Epidemiological data have demonstrated an increased RR of early-onset breast cancer in the female relatives of cases of ataxia telangiectasia, and the proportion of breast cancer due to heterozygosity for ATM mutations has been estimated to be 7 % overall, a smaller proportion at later ages at diagnosis than at earlier ages. Initial studies had suggested that a very small proportion of breast cancer cases, even in radiosensitive subjects, was attributable to mutations in this gene. One missense mutation, ATM*7271T>G, has been associated with a high risk of breast cancer in a few families (Chenevix-Trench et al. 2002), but it is not frequently implicated in hereditary breast cancer (Szabo et al. 2004). The most comprehensive genetic epidemiological study suggested that the RR for breast cancer in
ATM carriers is 2.2 (95 % CI 1.2–4.3), but is nearly 5 for those diagnosed under 40 years of age (Thompson et al. 2005). This study was supported by a definitive molecular study which identified deleterious mutations in 12 of 443 probands from UK familial breast cancer pedigrees and in 2 in 521 controls, leading to an estimated RR of 2.37 (95 % CI, 1.51-3.78) (Renwick et al. 2006), a number remarkably similar to the estimate from epidemiological studies. This study also emphasized the need for very large studies when looking at rare alleles with moderate risks. The previous negative studies listed above were underpowered to detect relative risks as low as 2.4. RR between 2.0 and 5.0 and have been termed moderate-risk alleles, whereas those below this are generally grouped together as low-risk alleles.
A rare novel type of mutation resulting in somatic mosaicism has been uncovered by next-generation sequencing. Truncating somatic mutations in PPM1D have been identified in small percentage of breast and ovarian cancers, but interestingly, they appear not to be heritable. They are only present in lymphocytes and not in the Tumours occurring in those carrying these mutations. Also, they are not present in the offspring of carriers thus far tested and identifying PPM1D mutation carriers will be a challenge. The relative risk for breast and ovarian cancer, however, is substantial (likely>20) and would warrant preventive intervention (Ruark et al. 2013).

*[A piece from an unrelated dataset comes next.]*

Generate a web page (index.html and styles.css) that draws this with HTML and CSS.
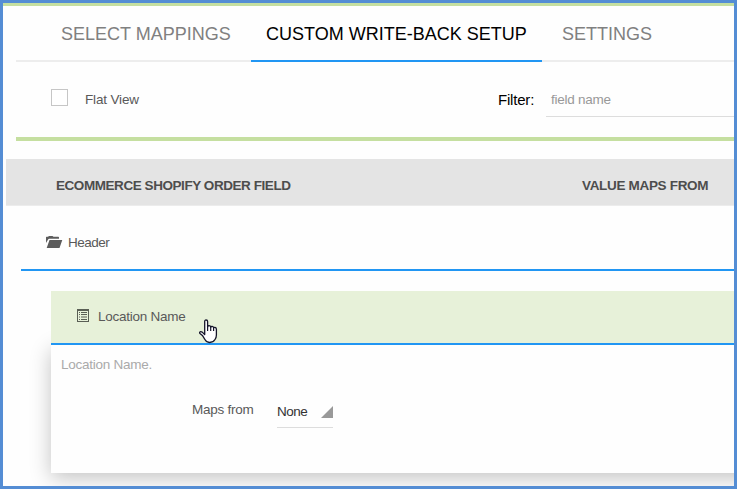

Several score of low-risk breast cancer susceptibility alleles have been discovered through powerful genome-wide association studies (GWAS) (Easton et al. 2007), and there are probably hundreds more such alleles, but currently their usefulness in the clinic is very limited. In the future, it is hoped that risk calculation programs, such as BOADICEA (Antoniou et al. 2004), and perhaps BRCAPRO, will be able to incorporate these genotypes into the risk model. If so, low-risk alleles could be of considerable interest in planning screening protocols (Pharoah et al. 2008). Until that time, lower-risk alleles are more relevant to the clinician as modifiers of high-penetrance alleles. For example, SNPs at ESR1, TOX3, and one on 2q (not in a gene) have been found to modify breast cancer risk in BRCA1 carriers. By contrast, so far 11 SNPs modify risk in BRCA2-related breast cancer. This is probably related to the fact that more SNPs are known to modify ER-positive breast cancer than are known to modify ER-negative breast cancer. Several alleles also modify risk for ovarian cancer in BRCA1 or BRCA2 mutation carriers (Barnes and Antoniou 2012). Clearly, many more such loci will be identified, and perhaps this will be of clinical use in the next decade or so, but currently the effect sizes are not large enough to warrant altering clinical recommendations for mutation carriers.